Mas cuidado, leitor: mesmo sendo pobre ou pertencendo a alguma minoria, se você criticar a burguesia de esquerda será execrado e condenado ao desterro simbólico, à morte social diante de pelotões de fuzilamento moral montados às pressas pela “galera do bem” em grupos de WhatsApp. Tempos sombrios.
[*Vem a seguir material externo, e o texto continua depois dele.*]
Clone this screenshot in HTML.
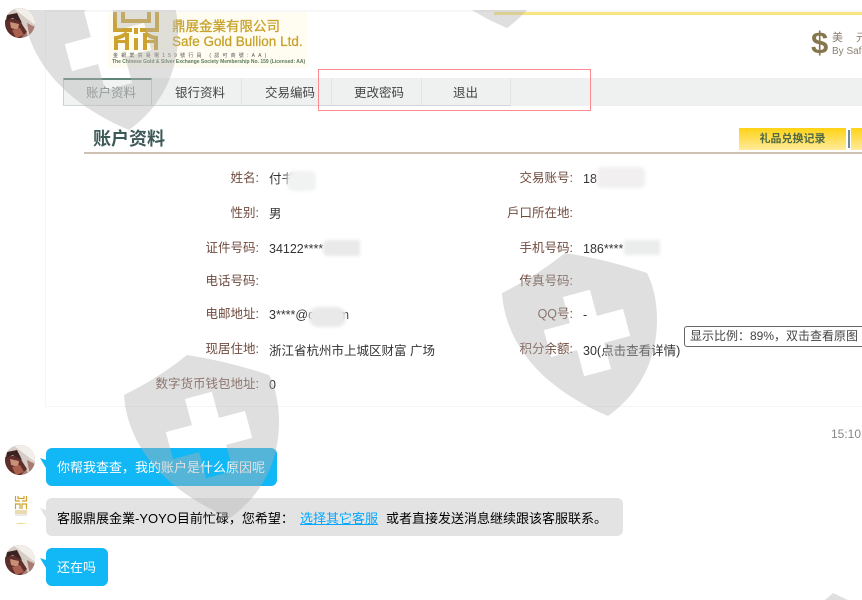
<!DOCTYPE html>
<html lang="zh">
<head>
<meta charset="utf-8">
<title>账户资料</title>
<style>
html,body{margin:0;padding:0;background:#fff;width:862px;height:600px;overflow:hidden}
body{position:relative;font-family:"Liberation Sans","Noto Sans CJK SC",sans-serif;font-size:12px;color:#333}
.a{position:absolute;white-space:nowrap}
.lb{position:absolute;white-space:nowrap;text-align:right;color:#6f4a3e;font-size:12.5px;line-height:16px}
.v{position:absolute;white-space:nowrap;color:#333;font-size:12.5px;line-height:16px}
.tl{position:absolute;top:85px;font-size:12.5px;line-height:16px;color:#444;white-space:nowrap}
.dv{position:absolute;top:78px;width:1px;height:27px;background:#e2e5e5}
.blur{position:absolute;filter:blur(1.5px)}
.bub{position:absolute;height:38px;line-height:40px;border-radius:6px;font-size:13px;white-space:nowrap;box-sizing:border-box;padding-left:11px}
.blue{background:#12b7f5;color:#fff}
.gray{background:#e3e3e3;color:#000}
.tail{position:absolute;left:40px;width:6px;height:10px;background:#12b7f5;clip-path:polygon(0 0,100% 20%,100% 100%)}
.av{position:absolute;left:5px;width:30px;height:30px;z-index:5}
</style>
</head>
<body>

<!-- screenshot frame -->
<div class="a" style="left:45px;top:10px;width:817px;height:2px;background:#f7f7f7"></div>
<div class="a" style="left:45px;top:10px;width:1px;height:397px;background:#f5f5f5"></div>
<div class="a" style="left:45px;top:406px;width:817px;height:1px;background:#f5f5f5"></div>
<div class="a" style="left:494px;top:12px;width:368px;height:3px;background:#fae47f"></div>

<!-- logo -->
<div class="a" style="left:108px;top:12px;width:199px;height:56px;background:#fffdf1"></div>
<svg class="a" style="left:108px;top:12px" width="56" height="40" viewBox="0 0 56 40">
<g fill="none" stroke="#cda32e" stroke-width="4">
<path d="M7 0V18H24M49 0V18H32"/>
<path d="M15 0V9H41V0"/>
<path d="M8 38V26Q14 25 19 21M19 21V38M48 38V26Q42 25 37 21M37 21V38"/>
<path d="M28 16V22"/>
</g>
<path d="M26 26H30V38H26Z M8 28H19V31H8Z M37 28H48V31H37Z" fill="#cda32e"/>
</svg>
<div class="a" style="left:172px;top:19px;font-size:13.500px;line-height:16px;color:#c8a22c;-webkit-text-stroke:.3px #c8a22c">鼎展金業有限公司</div>
<div class="a" style="left:172px;top:33px;font-size:13.500px;line-height:17px;color:#c8a22c;-webkit-text-stroke:.3px #c8a22c">Safe Gold Bullion Ltd.</div>
<div class="a" style="left:113px;top:53px;font-size:5px;line-height:6px;letter-spacing:3.200px;color:#555">金銀業貿易場159號行員 (認可商號:AA)</div>
<div class="a" style="left:112px;top:59px;font-size:5px;line-height:6px;color:#5c7a5a;font-weight:bold">The Chinese Gold &amp; Silver Exchange Society Membership No. 159 (Licensed: AA)</div>

<!-- dollar -->
<div class="a" style="left:811px;top:25px;font-size:31px;line-height:36px;font-weight:bold;color:#86764e">$</div>
<div class="a" style="left:832px;top:31px;font-size:11px;line-height:14px;color:#8a8070;letter-spacing:13px">美元</div>
<div class="a" style="left:832px;top:45px;font-size:10px;line-height:13px;color:#8a8070">By Safe</div>

<!-- tabs -->
<div class="a" style="left:63px;top:78px;width:799px;height:28px;background:#eff1f1"></div>
<div class="a" style="left:63px;top:105px;width:448px;height:1px;background:#d2d7d7"></div>
<div class="a" style="left:63px;top:78px;width:89px;height:27px;background:#f1f3f3;border-top:2px solid #5f8576;border-right:1px solid #c9d0cf;border-left:1px solid #c9d0cf;box-sizing:border-box"></div>
<div class="tl" style="left:86px;color:#858c8c">账户资料</div>
<div class="tl" style="left:175px">银行资料</div>
<div class="dv" style="left:241px"></div>
<div class="tl" style="left:265px">交易编码</div>
<div class="dv" style="left:331px"></div>
<div class="tl" style="left:354px">更改密码</div>
<div class="dv" style="left:421px"></div>
<div class="tl" style="left:453px">退出</div>
<div class="dv" style="left:510px"></div>

<!-- red highlight -->
<div class="a" style="left:318px;top:69px;width:273px;height:42px;box-sizing:border-box;border:1.500px solid #ff8b90"></div>

<!-- heading -->
<div class="a" style="left:93px;top:128px;font-size:18px;line-height:22px;font-weight:bold;color:#3d5a58">账户资料</div>
<div class="a" style="left:84px;top:152px;width:778px;height:2px;background:#cfc1b2"></div>
<div class="a" style="left:739px;top:128px;width:107px;height:22px;background:linear-gradient(#ffd215,#ffeb9c);text-align:center;line-height:22px;font-size:11px;font-weight:bold;color:#4f6a45">礼品兑换记录</div>
<div class="a" style="left:848px;top:130px;width:2px;height:18px;background:#6f8a96"></div>
<div class="a" style="left:851px;top:128px;width:11px;height:22px;background:linear-gradient(#ffd215,#ffeb9c)"></div>

<!-- left column -->
<div class="lb" style="right:603px;top:170px">姓名:</div>
<div class="lb" style="right:603px;top:205px">性别:</div>
<div class="lb" style="right:603px;top:240px">证件号码:</div>
<div class="lb" style="right:603px;top:273px">电话号码:</div>
<div class="lb" style="right:603px;top:306px">电邮地址:</div>
<div class="lb" style="right:603px;top:341px">现居住地:</div>
<div class="lb" style="right:603px;top:376px">数字货币钱包地址:</div>

<div class="v" style="left:269px;top:171px">付书</div>
<div class="v" style="left:269px;top:206px">男</div>
<div class="v" style="left:269px;top:241px">34122****</div>
<div class="v" style="left:269px;top:307px">3****@qq.com</div>
<div class="v" style="left:269px;top:343px">浙江省杭州市上城区财富 广场</div>
<div class="v" style="left:269px;top:377px">0</div>

<!-- right column -->
<div class="lb" style="right:289px;top:170px">交易账号:</div>
<div class="lb" style="right:289px;top:205px">戶口所在地:</div>
<div class="lb" style="right:289px;top:240px">手机号码:</div>
<div class="lb" style="right:289px;top:273px">传真号码:</div>
<div class="lb" style="right:289px;top:306px">QQ号:</div>
<div class="lb" style="right:289px;top:341px">积分余额:</div>

<div class="v" style="left:583px;top:171px">18</div>
<div class="v" style="left:583px;top:241px">186****</div>
<div class="v" style="left:583px;top:307px">-</div>
<div class="v" style="left:583px;top:343px">30(点击查看详情)</div>

<!-- redaction patches -->
<div class="blur" style="left:287px;top:171px;width:29px;height:20px;border-radius:6px;background:#f1f2f2"></div>
<div class="blur" style="left:323px;top:240px;width:37px;height:16px;border-radius:5px 0 0 5px;background:#e9e9e9"></div>
<div class="blur" style="left:309px;top:307px;width:37px;height:20px;border-radius:9px;background:#e9e9e9"></div>
<div class="blur" style="left:597px;top:167px;width:48px;height:21px;border-radius:5px;background:#f1efef"></div>
<div class="blur" style="left:624px;top:240px;width:36px;height:15px;background:#ebeded"></div>

<!-- tooltip -->
<div class="a" style="left:684px;top:326px;width:190px;height:21px;box-sizing:border-box;border:1px solid #666;border-radius:3px;background:#fff;line-height:19px;padding-left:5px;font-size:12px;color:#444;z-index:3">显示比例：89%，双击查看原图</div>

<!-- chat -->
<div class="a" style="left:831px;top:427px;font-size:12px;line-height:15px;color:#888">15:10</div>

<div class="tail" style="top:458px"></div>
<div class="bub blue" style="left:46px;top:448px;width:231px">你帮我查查，我的账户是什么原因呢</div>

<div class="tail" style="top:508px;background:#e3e3e3"></div>
<div class="bub gray" style="left:46px;top:498px;width:577px;line-height:41px">客服鼎展金業-YOYO目前忙碌，您希望：
<span class="a" style="left:254px;top:0;color:#00a8ff;text-decoration:underline">选择其它客服</span>
<span class="a" style="left:340px;top:0">或者直接发送消息继续跟该客服联系。</span></div>

<div class="tail" style="top:558px"></div>
<div class="bub blue" style="left:46px;top:548px;width:62px">还在吗</div>

<!-- service logo avatar -->
<svg class="a" style="left:12px;top:495px;z-index:5" width="18" height="30" viewBox="0 0 18 30">
<g fill="none" stroke="#cda32e" stroke-width="1.200">
<path d="M3.500 1V6H8M14.500 1V6H10M6 1V3.500H12V1M3.500 14V9H8V14M14.500 14V9H10V14"/>
</g>
<path d="M3 16H15M3 18H15" stroke="#d6b460" stroke-width="1"/>
<path d="M3 20H15" stroke="#bbb" stroke-width=".6"/>
<path d="M3 29Q9 26.500 15 29Z" fill="#ecd98e"/>
</svg>

<!-- watermark -->
<svg class="a" style="left:0;top:0;z-index:4;pointer-events:none" width="862" height="600" viewBox="0 0 862 600">
<defs>
<clipPath id="c"><rect x="0" y="10" width="862" height="590"/></clipPath>
<path id="s" fill-rule="evenodd" fill="#b2b2b2" fill-opacity=".42" d="M0 0Q-30 24-63 40C-60 85-30 132 43 163C72 142 92 110 92 67Q92 40 82 20Q40 6 0 0ZM-2.100 44L24.900 36.800L31.900 62.900L58 55.900L65.200 82.900L39.100 89.900L46.100 116L19.100 123.200L12.100 97.100L-14 104.100L-21.200 77.100L4.900 70.100Z"/>
</defs>
<g clip-path="url(#c)">
<use href="#s" transform="translate(86 -33)"/>
<use href="#s" transform="translate(464 -135)"/>
</g>
<use href="#s" transform="translate(565 253)"/>
<use href="#s" transform="translate(187 355)"/>
<polygon points="833,593 825,600 848,600" fill="#b2b2b2" fill-opacity=".42"/>
</svg>

<!-- avatars -->
<svg width="0" height="0" style="position:absolute">
<defs>
<clipPath id="ac"><circle cx="15" cy="15" r="15"/></clipPath>
<g id="avatar">
<g clip-path="url(#ac)">
<rect width="30" height="30" fill="#a98078"/>
<path d="M0 0H30V30H24L15 12L0 12Z" fill="#d6cdc6"/>
<path d="M8 0L30 17V4L20 0Z" fill="#f2eee9"/>
<path d="M0 12L13 10L22 24L16 30H0Z" fill="#5e2f2a"/>
<path d="M5 14L14 16L13 22L6 20Z" fill="#c89078"/>
<path d="M7 22L15 20L19 27L11 30Z" fill="#a9604e"/>
<path d="M2 7L12 5L17 15L8 10L1 13Z" fill="#3c2220"/>
<path d="M22 15L30 19V30H25Z" fill="#a97a70"/>
</g>
</g>
</defs>
</svg>
<svg class="av" style="top:8px" viewBox="0 0 30 30"><use href="#avatar"/></svg>
<svg class="av" style="top:445px" viewBox="0 0 30 30"><use href="#avatar"/></svg>
<svg class="av" style="top:545px" viewBox="0 0 30 30"><use href="#avatar"/></svg>

</body>
</html>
Voltando à análise do mapeamento das estratégias de perversão da democracia realizado por Noam Chomsky, tema deste e deste artigo, encerro comentando a última, a estratégia do monitoramento:

7 - Monitoramento:

“Por meio do uso de técnicas de pesquisa de opinião, mineração de dados em redes sociais e também dos avanços nas áreas de psicologia e neurobiologia, os donos do poder tem conseguido conhecer melhor o comportamento do indivíduo comum muito mais do que ele mesmo. A monitoração deste comportamento além de alimentar os dados que aperfeiçoam seu modelo psicossocial, oferecem informações que facilitam o controle e a manipulação da opinião pública.”

Até a campanha eleitoral de 2018, as redes sociais eram ocupadas de forma hegemônica e predatória pela esquerda: durante mais de uma década, um exército de militantes virtuais (conhecidos como MAVs), remunerados ou não, se dedicou com afinco a espalhar nas redes sociais posts elogiosos (nem sempre verdadeiros) sobre o Governo e seus aliados e posts agressivos (geralmente falsos) sobre a oposição. Além disso, invadiam sem nenhuma cerimônia o espaço de comentários de qualquer postagem ou reportagem crítica ao governo, colando textões que desqualificavam o autor do post original.

Isso mudou bastante, é claro: em 2018 a esquerda perdeu de vez o monopólio das redes sociais – como já tinha perdido o monopólio das ruas, a partir dos protestos de junho de 2013. Mas, curiosamente, durante o longo período em que as redes eram monopolizadas pela esquerda, não se teve notícia de uma iniciativa sequer do Poder Judiciário para interferir no ativismo digital, nem muito menos para criminalizar a militância virtual. Antes era liberdade de expressão. Hoje é crime que dá cadeia.

A lista de Chomsky poderia ser complementada com muitas outras estratégias – que serão tema, quiçá, de um artigo futuro: a estratégia da auto-vitimização; a estratégia da auto-vangloriação; a estratégia da campanha eleitoral permanente; a estratégia da “moral total flex”; a estratégia do shaming; a estratégia da difamação, do cancelamento e do assassinato de reputações; a estratégia de atribuir ao adversário as próprias condutas; a estratégia de afirmar como verdade óbvia uma opinião; a estratégia das agressões e ofensas diretas. Etc etc etc.